Wyckoff sought to develop a comprehensive trading system which (a) focused on those markets and stocks that were “on the springboard” for significant moves, (b) initiated entries at those points which offered the highest probability of success, and © exited the positions at the most advantageous time, all with the least possible degree of risk*. His favorite metaphor for the markets and market action was water: waves, currents, eddies, rapids, ebb and flow. He did not view the market as a battlefield nor traders as combatants. He counseled the trader to analyze the waves, determine the current, “go with the flow”, much like a sailor. He thus encouraged the trader to find his entry using smaller “waves”, then, as the current picked him up, ride the current through the larger waves to the natural culmination of the move, even to the extent of pressing one’s advantage, or “pyramiding”, as opposed to cutting profits short, or “scalping”.

 

What distinguishes Wyckoff from all of the various Wyckoff knockoffs in circulation are (1) the emphasis on the continuity of price and (2) the lack of "setups".

 

Continuity of Price: Wyckoff began as a tape reader.

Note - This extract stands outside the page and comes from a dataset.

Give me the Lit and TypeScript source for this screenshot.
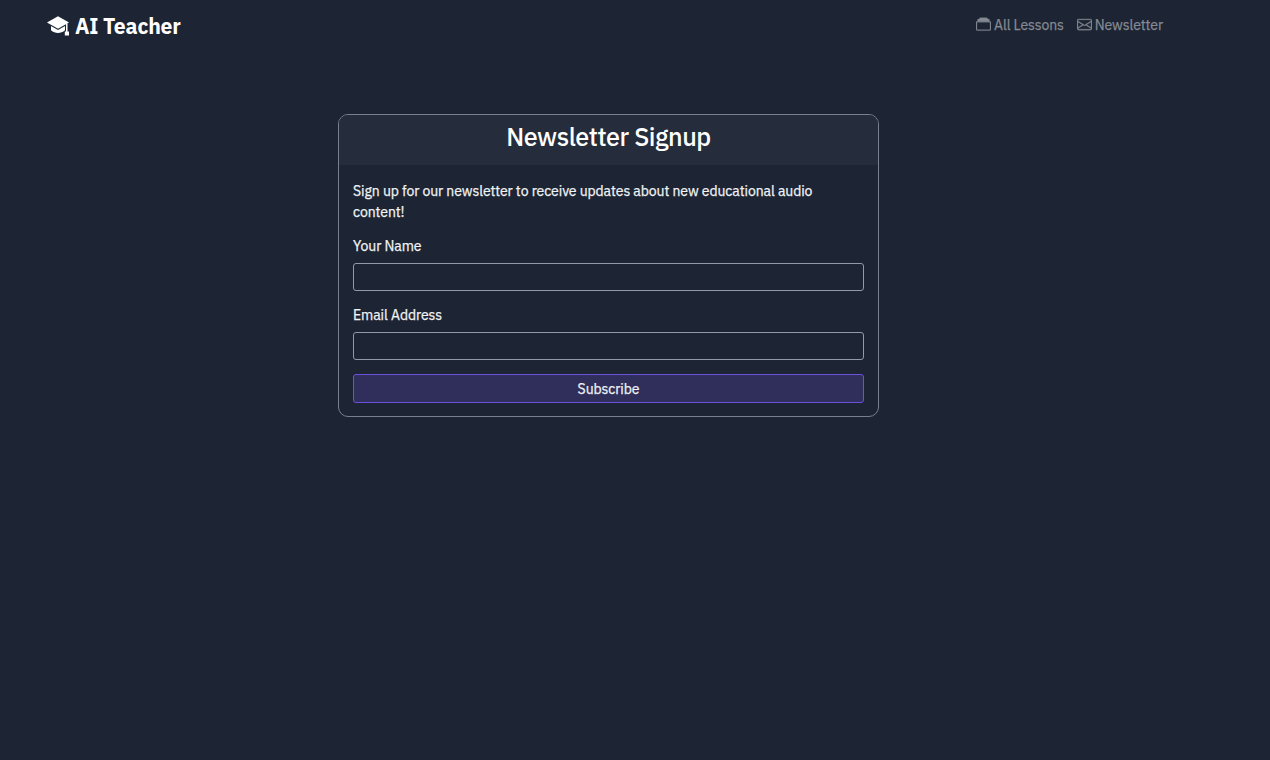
import { LitElement, html, svg, css } from "lit";
import { customElement, property } from "lit/decorators.js";

const capIcon = svg`
  <path d="M11 .3 22 6.600 11 12.800 0 6.600z" />
  <path d="M4 10 11 14 18 10V14.300C16 16 13.500 17 11 17S6 16 4 14.300z" />
  <path d="M19 8 20.500 7.300V15.400H22V19.600H17.800V15.400H19z" />
`;

const collectionIcon = svg`
  <path d="M4.500.700h7a.8.800 0 0 1 .8.800v.6h1.200a.8.800 0 0 1 .8.800v1.600H1.700V2.900a.8.800 0 0 1 .8-.8h1.200v-.6a.8.800 0 0 1 .8-.8z" />
  <path d="M0 13a1.500 1.500 0 0 0 1.500 1.500h13A1.500 1.500 0 0 0 16 13V6a1.500 1.500 0 0 0-1.500-1.500h-13A1.500 1.500 0 0 0 0 6zm1.500.5A.5.500 0 0 1 1 13V6a.5.500 0 0 1 .5-.5h13a.5.500 0 0 1 .5.500v7a.5.500 0 0 1-.5.500z" />
`;

const envelopeIcon = svg`
  <path d="M0 4a2 2 0 0 1 2-2h12a2 2 0 0 1 2 2v8a2 2 0 0 1-2 2H2a2 2 0 0 1-2-2zm2-1a1 1 0 0 0-1 1v.217l7 4.200 7-4.200V4a1 1 0 0 0-1-1zm13 2.383-4.708 2.825L15 11.105zm-.034 6.876-5.640-3.471L8 9.583l-1.326-.795-5.640 3.470A1 1 0 0 0 2 13h12a1 1 0 0 0 .966-.741M1 11.105l4.708-2.897L1 5.383z" />
`;

@customElement("site-header")
class SiteHeader extends LitElement {
  render() {
    return html`
      <header>
        <a class="brand" href="#/">
          <svg class="cap" viewBox="0 0 22 20">${capIcon}</svg>
          <span class="name">AI Teacher</span>
        </a>
        <nav>
          <a href="#/lessons">
            <svg class="icon" viewBox="0 0 16 16">${collectionIcon}</svg>
            <span>All Lessons</span>
          </a>
          <a href="#/newsletter">
            <svg class="icon" viewBox="0 0 16 16">${envelopeIcon}</svg>
            <span>Newsletter</span>
          </a>
        </nav>
      </header>
    `;
  }

  static styles = css`
    :host { display: block; }
    header {
      display: flex;
      align-items: center;
      justify-content: space-between;
      height: 52px;
      padding: 0 54px 0 47px;
    }
    a {
      display: flex;
      align-items: center;
      text-decoration: none;
      white-space: nowrap;
    }
    svg { fill: currentColor; flex: none; }
    .brand { color: #fff; gap: 6px; }
    .cap { width: 22px; height: 20px; }
    .name {
      font-size: 21.2px;
      font-weight: 700;
      line-height: 30px;
      letter-spacing: -0.2px;
      -webkit-text-stroke: 0;
    }
    nav { display: flex; gap: 13px; margin-top: -2px; }
    nav a {
      color: #858a93;
      gap: 3px;
    }
    .icon {
      width: 15px;
      height: 15px;
      margin-top: -1px;
      stroke: currentColor;
      stroke-width: 0.3;
    }
  `;
}

@customElement("text-field")
class TextField extends LitElement {
  @property() label = "";
  @property() type = "text";

  render() {
    return html`
      <label for="field">${this.label}</label>
      <input id="field" type=${this.type} />
    `;
  }

  static styles = css`
    :host { display: block; margin-bottom: 14px; }
    label {
      display: block;
      line-height: 21px;
      margin-bottom: 6px;
    }
    input {
      display: block;
      box-sizing: border-box;
      width: 100%;
      height: 28px;
      padding: 4px 8px;
      border: 1px solid #909aa9;
      border-radius: 3px;
      background: transparent;
      color: #fff;
      font: inherit;
      outline: none;
    }
  `;
}

@customElement("newsletter-card")
class NewsletterCard extends LitElement {
  render() {
    return html`
      <section>
        <h2>Newsletter Signup</h2>
        <form @submit=${(e: Event) => e.preventDefault()}>
          <p>
            Sign up for our newsletter to receive updates about new educational
            audio content!
          </p>
          <text-field label="Your Name"></text-field>
          <text-field label="Email Address" type="email"></text-field>
          <button>Subscribe</button>
        </form>
      </section>
    `;
  }

  static styles = css`
    :host { display: block; width: 541px; }
    section {
      border: 1px solid #778090;
      border-radius: 10px;
      overflow: hidden;
    }
    h2 {
      box-sizing: border-box;
      height: 50px;
      margin: 0;
      padding-top: 7px;
      background: #252c3b;
      color: #fff;
      font-size: 25.2px;
      font-weight: 500;
      line-height: 30px;
      letter-spacing: -0.47px;
      text-align: center;
      -webkit-text-stroke: 0;
    }
    form { padding: 16px 14px 13px; }
    p { margin: 0 0 13px; line-height: 21px; }
    button {
      display: block;
      box-sizing: border-box;
      width: 100%;
      height: 29px;
      padding: 0;
      border: 1px solid #6c50dc;
      border-radius: 3px;
      background: #302f5c;
      color: inherit;
      font: inherit;
      letter-spacing: inherit;
    }
  `;
}

@customElement("app-root")
class AppRoot extends LitElement {
  render() {
    return html`
      <div class="page">
        <site-header></site-header>
        <main><newsletter-card></newsletter-card></main>
      </div>
    `;
  }

  static styles = css`
    :host {
      display: block;
      min-height: 100vh;
      background: #1d2433;
      color: #f1f3f5;
      font-family: "IBM Plex Sans", "Liberation Sans", sans-serif;
      font-size: 14px;
      letter-spacing: -0.08px;
      -webkit-text-stroke: 0.25px;
    }
    .page { width: 1217px; }
    main {
      display: flex;
      justify-content: center;
      padding-top: 62px;
    }
  `;
}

By the time he incorporated daily charts into his trading, the continuity of price movement via the tape, tick by tick, had become so ingrained that he could see price no other way. Even though he might be looking at a series of daily bars on an end-of-day chart, he saw price as continuous. Thus the bar itself was irrelevant to him, and he was just as comfortable using line charts as bar charts. The line chart, in fact, more closely conforms to this continuity.

 

"Setups": There are no "setups" in Wyckoff, at least insofar as we commonly use the term. He did not say that if price does this, you buy and if price does that, you short. Rather he stressed that the trader must be sensitive to imbalances in buying pressure and selling pressure, particular at levels where these imbalances might most likely result in profit opportunities, e.g., reversals. Therefore, the "trading signal" is not, for example, a "double bottom" or a "higher low" or a "climax bottom" or even what some call a "spring" (not a Wyckoff term); the trading signal is provided by the imbalances between buying pressure and selling pressure (which is why software won't work), and if one does not view price as a continuous movement and is not sensitive to these continuous shifts in balance/imbalance, he will not understand what it is that he's supposed to do.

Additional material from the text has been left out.